Vu l'article L. 650-1 du code de commerce :

4. Aux termes de ce texte, lorsqu'une procédure de sauvegarde, de redressement judiciaire ou de liquidation judiciaire est ouverte, les créanciers ne peuvent être tenus pour responsables des préjudices subis du fait des concours consentis, sauf les cas de fraude, d'immixtion caractérisée dans la gestion du débiteur ou si les garanties prises en contrepartie de ces concours sont disproportionnées à ceux-ci.

5. Pour rejeter la demande reconventionnelle de M. et Mme U, l'arrêt retient que si ces derniers déplorent le fait qu'après avoir complaisamment donné son concours financier à la société, la banque l'a brutalement révoqué, en décidant de ramener l'autorisation de découvert qu'elle avait accordée à sa cliente, de 50 000 à 30 000 euros, force est de constater qu'ils n'établissent pas l'existence de l'une des trois causes de mise en jeu éventuelle de la responsabilité de la banque, énoncées par l'article L. 650-1 du code de commerce.
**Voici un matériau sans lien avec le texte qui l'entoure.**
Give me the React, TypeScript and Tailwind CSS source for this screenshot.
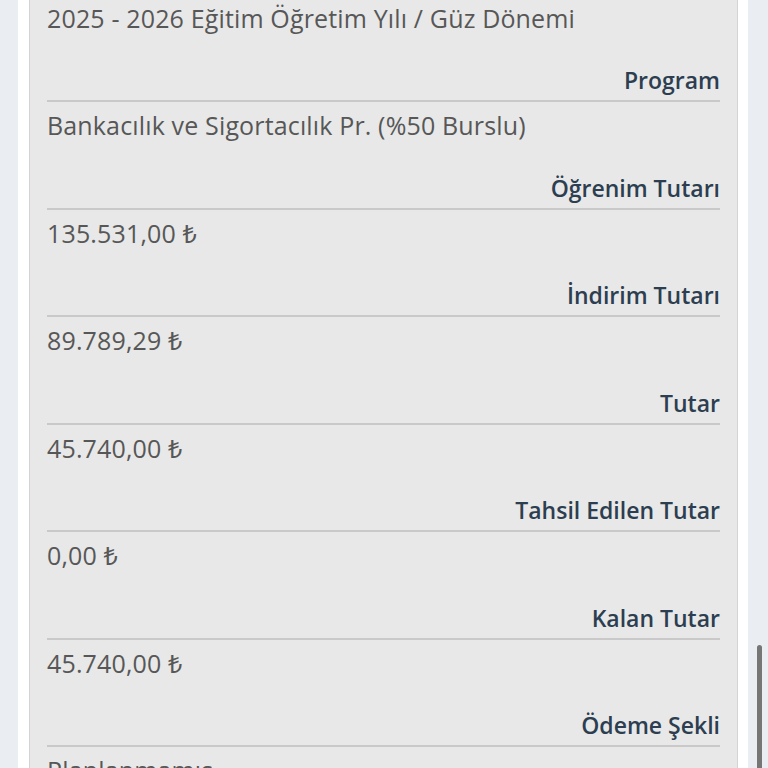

6. En statuant ainsi, alors que, les dispositions de l'article L. 650-1 du code de commerce ne concernant que la responsabilité du créancier lorsqu'elle est recherchée du fait des concours qu'il a consentis, seul l'octroi estimé fautif de ceux-ci, et non leur retrait, peut donner lieu à l'application de ce texte, la cour d'appel a, par fausse application, violé celui-ci.

PAR CES MOTIFS, et sans qu'il y ait lieu de statuer sur les autres griefs, la Cour :

CASSE ET ANNULE, en toutes ses dispositions, l'arrêt rendu le 25 juillet 2018, entre les parties, par la cour d'appel de Nancy.